Mate-choice copying: do we find people attractive because they are attractive to others?
Have you ever heard of ‘mate choice copying’? It’s when our judgements of a person’s attractiveness are influenced by the choices of others.
For example, you might find a particular person attractive, but if you notice that someone else finds them attractive too, the strength of your own attraction could increase. And this effect would be stronger if the person whose choice you were copying was also attractive: because we preferentially copy the choices of attractive people.
The problem with a lot of research in this area is that it often uses as stimuli photographs of men and women, and the participant has to accept that these photographs depict real romantic couples. An advantage of this method is that it allows us to tightly control the appearance of the couples, so that we can properly interpret the behaviour of anyone who sees the photographs.
But it’s not a very realistic situation. It lacks what psychologists call ‘ecological validity’, because it doesn’t reflect how people interact in the real world.
Skyler Place and colleagues of Indiana University sought to remedy this in a study published this month in the journal Evolution and Human Behavior. She had men and women rate the attractiveness of a series of photographs of opposite-sex persons. These were the target individuals.
Next the participants watched videos in which those same targets were seen interacting with opposite-sex persons as part of a speed-dating session. For clarity, we’ll call these people the models. The participants saw two types of video: ones in which the target and model were interested in each other, and ones where they didn’t seem to get on.
After they saw the videos, the participants rated the photographs of the targets for a second time. If watching the videos affected how the participants perceived the targets, we’d expect their ratings of the photographs to change after they saw the videos.
Place found that after participants viewed couples who were interested in each other, their rating of the target’s attractiveness increased. After they saw couples who didn’t get on, their ratings of the target became lower. In other words, they copied the choices of the model.

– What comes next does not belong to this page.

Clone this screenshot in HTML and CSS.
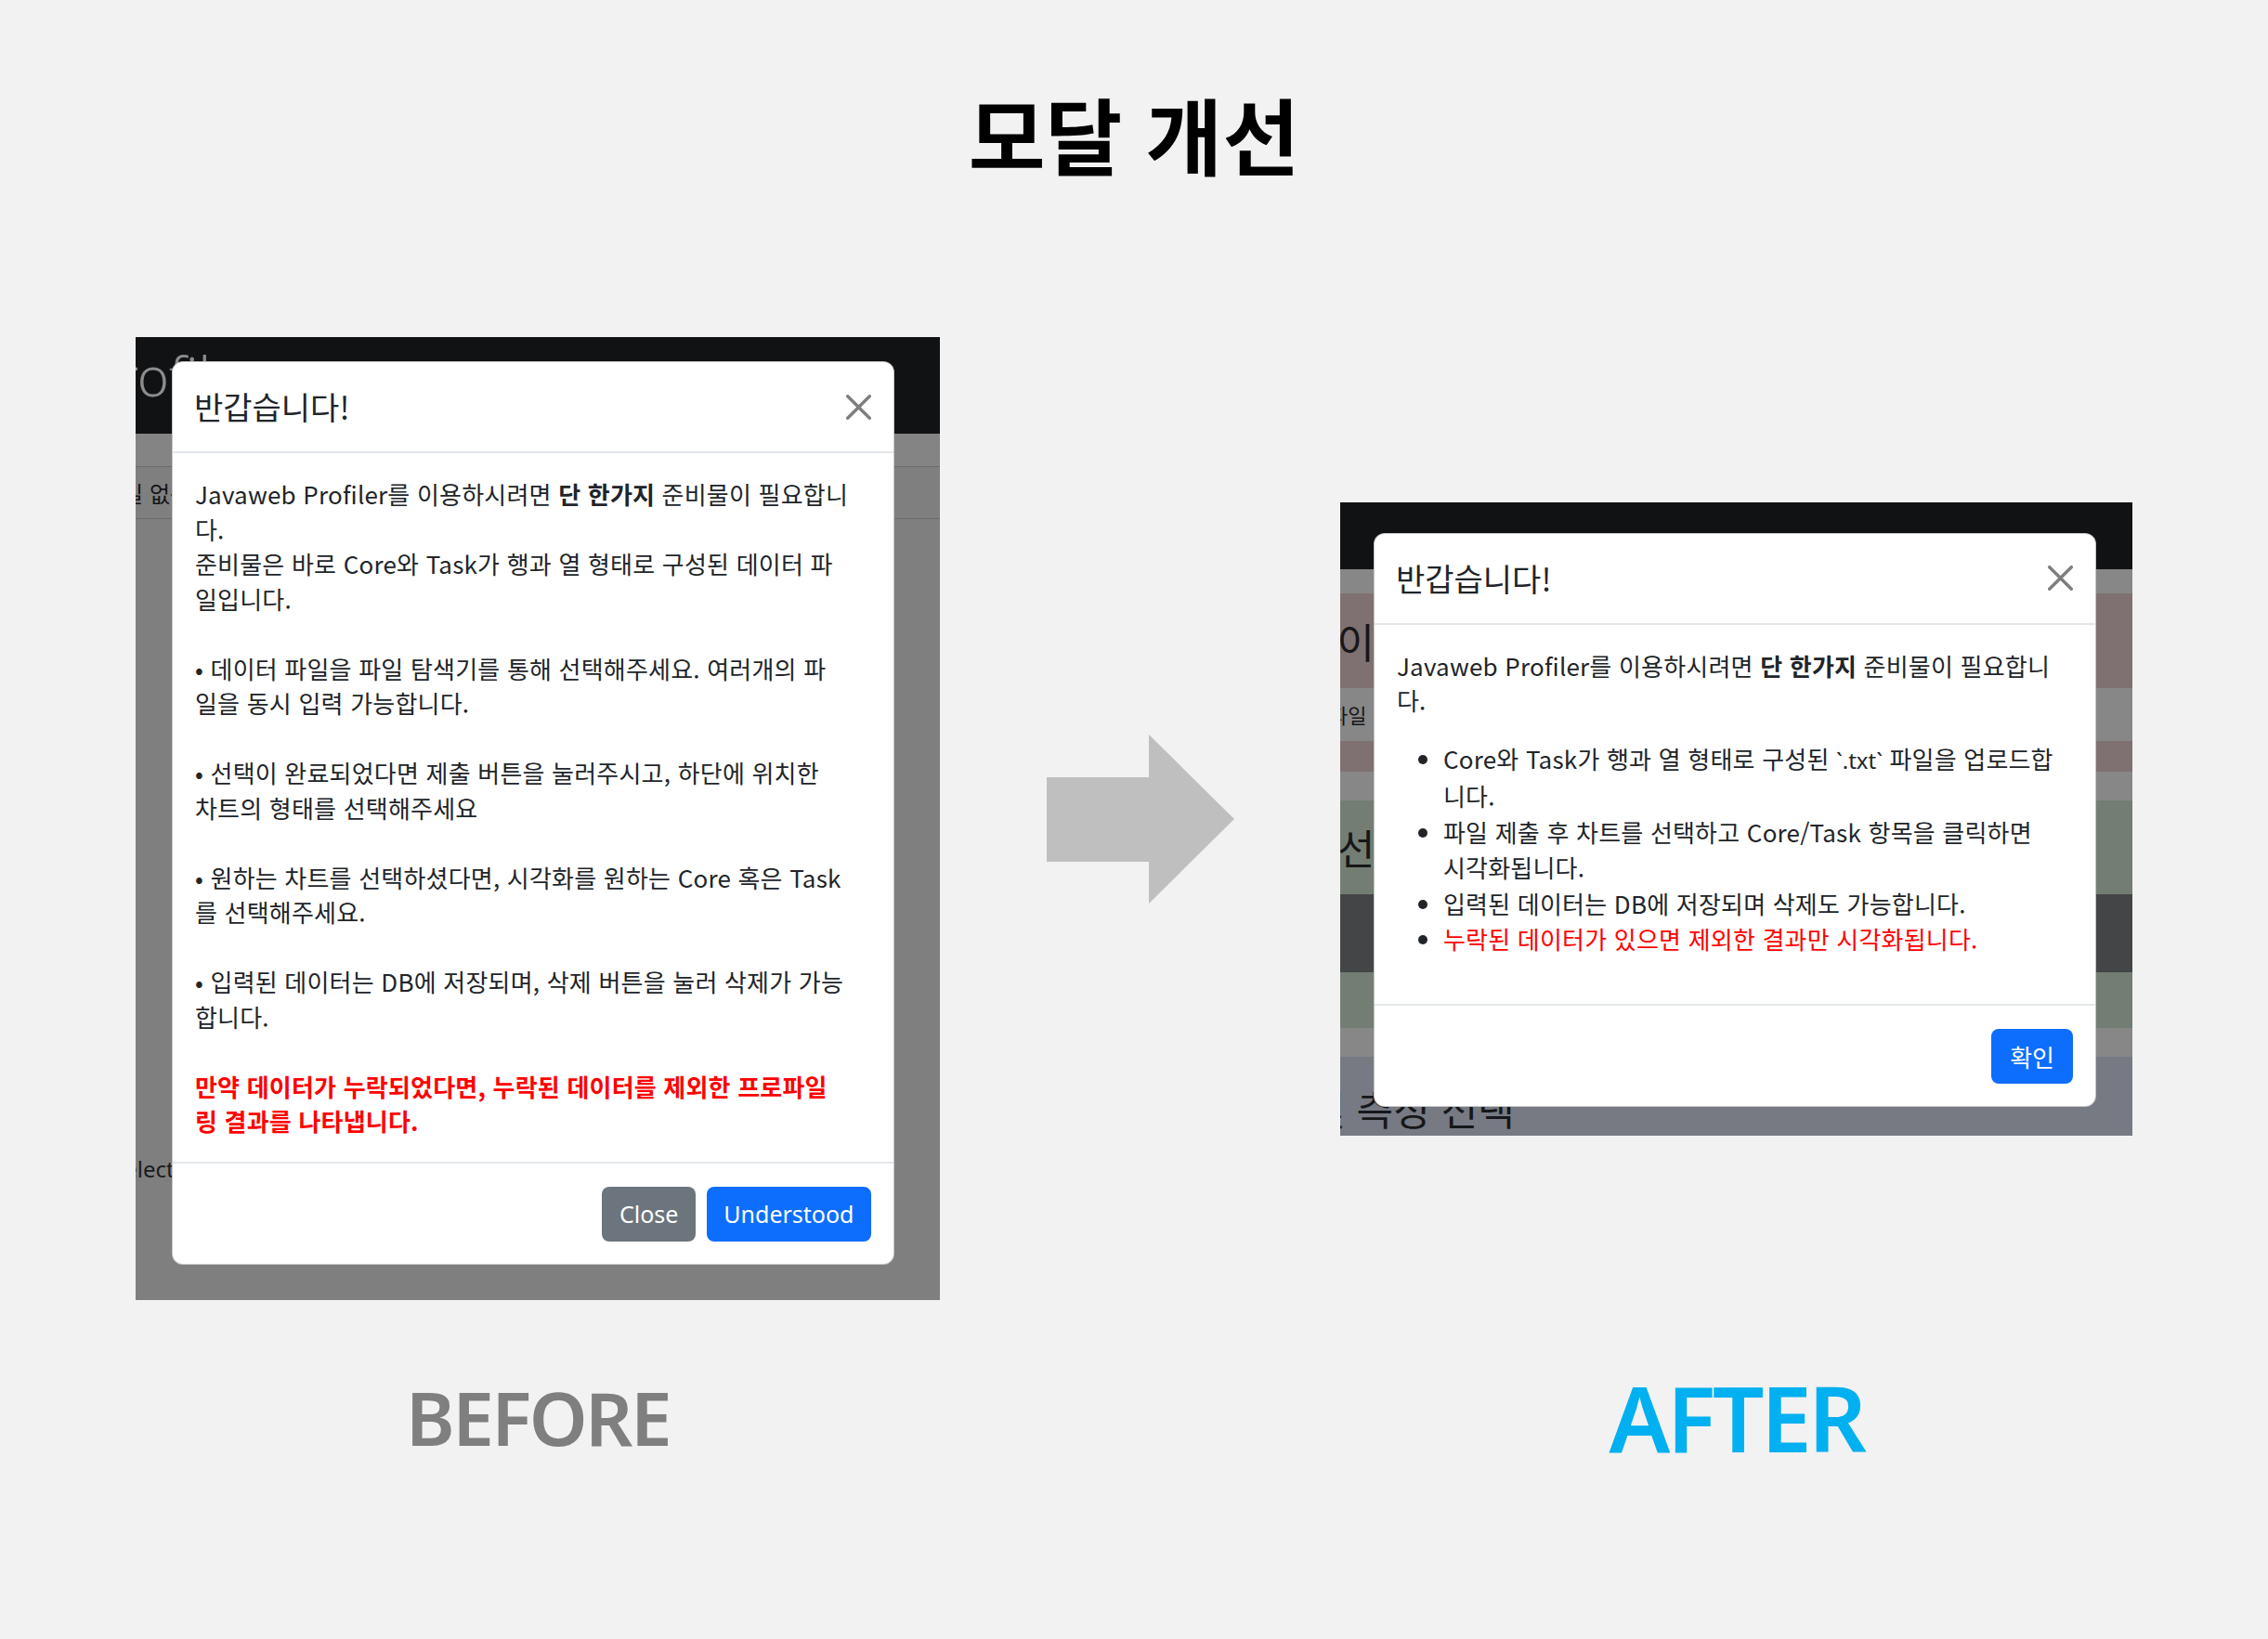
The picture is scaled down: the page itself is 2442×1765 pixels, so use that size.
FILE: index.html
```html
<!DOCTYPE html>
<html lang="ko">
<head>
<meta charset="utf-8">
<title>모달 개선</title>
<link rel="stylesheet" href="styles.css">
</head>
<body>
<main class="slide">
  <h1 class="slide-title">모달 개선</h1>
  <div class="compare">
    <section class="shot shot-before">
      <div class="bg-nav"><span class="bg-brand">Profiler</span></div>
      <div class="bg-band"></div>
      <div class="bg-row"><span class="bg-row-text">파일 없음</span></div>
      <div class="bg-select">Select</div>

      <div class="modal modal-before">
        <div class="modal-header">
          <h2 class="modal-title">반갑습니다!</h2>
          <svg class="btn-close" viewBox="0 0 16 16" aria-label="닫기"><path d="M.293.293a1 1 0 0 1 1.414 0L8 6.586 14.293.293a1 1 0 1 1 1.414 1.414L9.414 8l6.293 6.293a1 1 0 0 1-1.414 1.414L8 9.414l-6.293 6.293a1 1 0 0 1-1.414-1.414L6.586 8 .293 1.707a1 1 0 0 1 0-1.414z"/></svg>
        </div>
        <div class="modal-body body-before">
          Javaweb Profiler를 이용하시려면 <b>단 한가지</b> 준비물이 필요합니<br>다.<br>
          준비물은 바로 Core와 Task가 행과 열 형태로 구성된 데이터 파<br>일입니다.<br>
          <br>
          • 데이터 파일을 파일 탐색기를 통해 선택해주세요. 여러개의 파<br>일을 동시 입력 가능합니다.<br>
          <br>
          • 선택이 완료되었다면 제출 버튼을 눌러주시고, 하단에 위치한<br>차트의 형태를 선택해주세요<br>
          <br>
          • 원하는 차트를 선택하셨다면, 시각화를 원하는 Core 혹은 Task<br>를 선택해주세요.<br>
          <br>
          • 입력된 데이터는 DB에 저장되며, 삭제 버튼을 눌러 삭제가 가능<br>합니다.<br>
          <br>
          <b class="warn">만약 데이터가 누락되었다면, 누락된 데이터를 제외한 프로파일<br>링 결과를 나타냅니다.</b>
        </div>
        <div class="modal-footer">
          <button class="btn btn-secondary" type="button">Close</button>
          <button class="btn btn-primary" type="button">Understood</button>
        </div>
      </div>
    </section>

    <div class="arrow">
      <svg viewBox="0 0 202 182" width="202" height="182"><polygon points="0,46 110,46 110,0 202,91 110,182 110,137 0,137"/></svg>
    </div>

    <section class="shot shot-after">
      <div class="band b-dark"></div>
      <div class="band b-gray h26"></div>
      <div class="band b-pink h102"><span class="bg-big shift-44">데이</span></div>
      <div class="band b-gray h57"><span class="bg-small">파일</span></div>
      <div class="band b-pink h33"></div>
      <div class="band b-gray h31"></div>
      <div class="band b-green h101"><span class="bg-big shift-4">선택</span></div>
      <div class="band b-darkgray h84"></div>
      <div class="band b-green h60"></div>
      <div class="band b-gray h31"></div>
      <div class="band b-blue h85"><span class="bg-bottom">및 측정 선택</span></div>

      <div class="modal modal-after">
        <div class="modal-header">
          <h2 class="modal-title">반갑습니다!</h2>
          <svg class="btn-close" viewBox="0 0 16 16" aria-label="닫기"><path d="M.293.293a1 1 0 0 1 1.414 0L8 6.586 14.293.293a1 1 0 1 1 1.414 1.414L9.414 8l6.293 6.293a1 1 0 0 1-1.414 1.414L8 9.414l-6.293 6.293a1 1 0 0 1-1.414-1.414L6.586 8 .293 1.707a1 1 0 0 1 0-1.414z"/></svg>
        </div>
        <div class="modal-body body-after">
          <p class="intro">Javaweb Profiler를 이용하시려면 <b>단 한가지</b> 준비물이 필요합니<br>다.</p>
          <ul class="guide">
            <li>Core와 Task가 행과 열 형태로 구성된 <span class="tick">`.txt`</span> 파일을 업로드합<br>니다.</li>
            <li>파일 제출 후 차트를 선택하고 Core/Task 항목을 클릭하면<br>시각화됩니다.</li>
            <li>입력된 데이터는 DB에 저장되며 삭제도 가능합니다.</li>
            <li><span class="red">누락된 데이터가 있으면 제외한 결과만 시각화됩니다.</span></li>
          </ul>
        </div>
        <div class="modal-footer">
          <button class="btn btn-primary btn-ko" type="button">확인</button>
        </div>
      </div>
    </section>

    <div class="label label-before">BEFORE</div>
    <div class="label-spacer"></div>
    <div class="label label-after">AFTER</div>
  </div>
</main>
</body>
</html>
```

FILE: styles.css
```css
* { box-sizing: border-box; }

html, body {
  margin: 0;
  padding: 0;
}

body {
  width: 2442px;
  height: 1765px;
  overflow: hidden;
  background: #f2f2f2;
  font-family: "Noto Sans CJK KR", "Noto Sans", sans-serif;
  color: #212529;
}

.slide {
  padding-top: 90px;
}

.slide-title {
  margin: 0;
  text-align: center;
  font-family: "Noto Sans CJK KR", sans-serif;
  font-weight: 700;
  font-size: 90px;
  line-height: 106px;
  color: #000;
}

.compare {
  display: grid;
  grid-template-columns: 866px 431px 853px;
  align-items: center;
  margin-top: 167px;
  padding-left: 146px;
}

/* ---------- screenshots ---------- */
.shot {
  position: relative;
  overflow: hidden;
}

.shot-before {
  width: 866px;
  height: 1037px;
  background: #7f7f7f;
}

.shot-after {
  width: 853px;
  height: 682px;
  background: #878787;
}

.bg-nav {
  height: 104px;
  background: #111214;
  display: flex;
  align-items: center;
  padding-bottom: 22px;
}

.bg-brand {
  margin-left: -54px;
  font-family: "Noto Sans", sans-serif;
  font-weight: 300;
  font-size: 58px;
  color: #8c8c8c;
  white-space: nowrap;
}

.bg-band {
  height: 36px;
  background: #848484;
  border-bottom: 1px solid #6c6c6c;
}

.bg-row {
  height: 56px;
  border-bottom: 1px solid #6c6c6c;
  display: flex;
  align-items: center;
}

.bg-row-text {
  margin-left: -36px;
  font-size: 24px;
  color: #141516;
  white-space: nowrap;
}

.bg-select {
  margin-top: 682px;
  margin-left: -25px;
  font-family: "Noto Sans", sans-serif;
  font-size: 24px;
  line-height: 36px;
  color: #1a1b1c;
  white-space: nowrap;
}

.band {
  display: flex;
  align-items: center;
  overflow: hidden;
  white-space: nowrap;
  color: #161718;
}

.b-dark { height: 72px; background: #111214; }
.b-gray { background: #878787; }
.b-pink { background: #7f7171; }
.b-green { background: #737d73; }
.b-darkgray { background: #444546; }
.b-blue { background: #777a83; align-items: flex-end; }

.h26 { height: 26px; }
.h31 { height: 31px; }
.h33 { height: 33px; }
.h57 { height: 57px; }
.h60 { height: 60px; }
.h84 { height: 84px; }
.h85 { height: 85px; }
.h101 { height: 101px; }
.h102 { height: 102px; }

.bg-big {
  font-size: 44px;
  line-height: 1;
}

.shift-44 { margin-left: -44px; }
.shift-4 { margin-left: -3px; }

.bg-small {
  margin-left: -12px;
  font-size: 22px;
  line-height: 1;
}

.bg-bottom {
  margin-left: -34px;
  margin-bottom: 3px;
  font-size: 43px;
  line-height: 1.2;
}

/* ---------- modal ---------- */
.modal {
  position: absolute;
  width: 778px;
  background: #fff;
  border: 1px solid rgba(0, 0, 0, 0.22);
  border-radius: 12px;
  font-family: "Noto Sans CJK KR", sans-serif;
  color: #212529;
}

.modal-before { left: 39px; top: 26px; }
.modal-after { left: 36px; top: 33px; }

.modal-header {
  height: 98px;
  padding: 0 24px 0 23px;
  border-bottom: 2px solid #e3e6ea;
  display: flex;
  align-items: center;
  justify-content: space-between;
}

.modal-title {
  margin: 0;
  font-size: 34px;
  font-weight: 400;
  line-height: 46px;
}

.btn-close {
  width: 27px;
  height: 27px;
  fill: #000;
  opacity: 0.5;
}

.modal-body {
  padding: 25px 24px;
  font-size: 26px;
  letter-spacing: 0.2px;
  white-space: nowrap;
}

.body-before {
  line-height: 37.5px;
}

.warn {
  color: #ff0000;
  font-weight: 700;
}

.intro {
  margin: 0 0 25px;
  line-height: 37.5px;
}

.guide {
  margin: 0 0 25px;
  padding-left: 50px;
  line-height: 38.6px;
}

.tick {
  font-family: "Noto Sans", sans-serif;
  letter-spacing: 0;
  font-size: 24px;
}

.red { color: #ff0000; }

.modal-footer {
  padding: 25px 24px 24px;
  border-top: 2px solid #e3e6ea;
  display: flex;
  justify-content: flex-end;
  gap: 12px;
}

.btn {
  height: 59px;
  padding: 0 18.5px;
  border: 0;
  border-radius: 8px;
  font-family: "Noto Sans", "Noto Sans CJK KR", sans-serif;
  font-size: 25px;
  color: #fff;
  display: flex;
  align-items: center;
}

.btn-ko {
  padding: 0 20px;
  font-size: 26px;
}

.btn-secondary { background: #6c757d; }
.btn-primary { background: #0d6efd; }

/* ---------- arrow ---------- */
.arrow {
  display: flex;
  justify-content: center;
}

.arrow svg {
  display: block;
  fill: #bfbfbf;
}

/* ---------- labels ---------- */
.label {
  justify-self: center;
  margin-top: 77px;
  font-family: "Noto Sans", sans-serif;
  font-weight: 600;
  line-height: 1;
}

.label-before {
  font-size: 80px;
  letter-spacing: -2.6px;
  color: #7f7f7f;
}

.label-after {
  font-size: 98px;
  letter-spacing: -3.6px;
  color: #00b0f0;
}
```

An interesting difference between male and female participants was that men tended to be more strongly influenced by perceived interest between the target and the model, while women tended to be more strongly influenced by disinterest. If a man saw that the model was interested in the target, his rating of the target’s attractiveness shot up, whereas women’s ratings of the target fell through the floor if the target and model weren’t getting on.
This might mean that men copy the choices of others to inform who they find especially attractive, whereas women make use of social information to rule out men in whom they would otherwise be interested.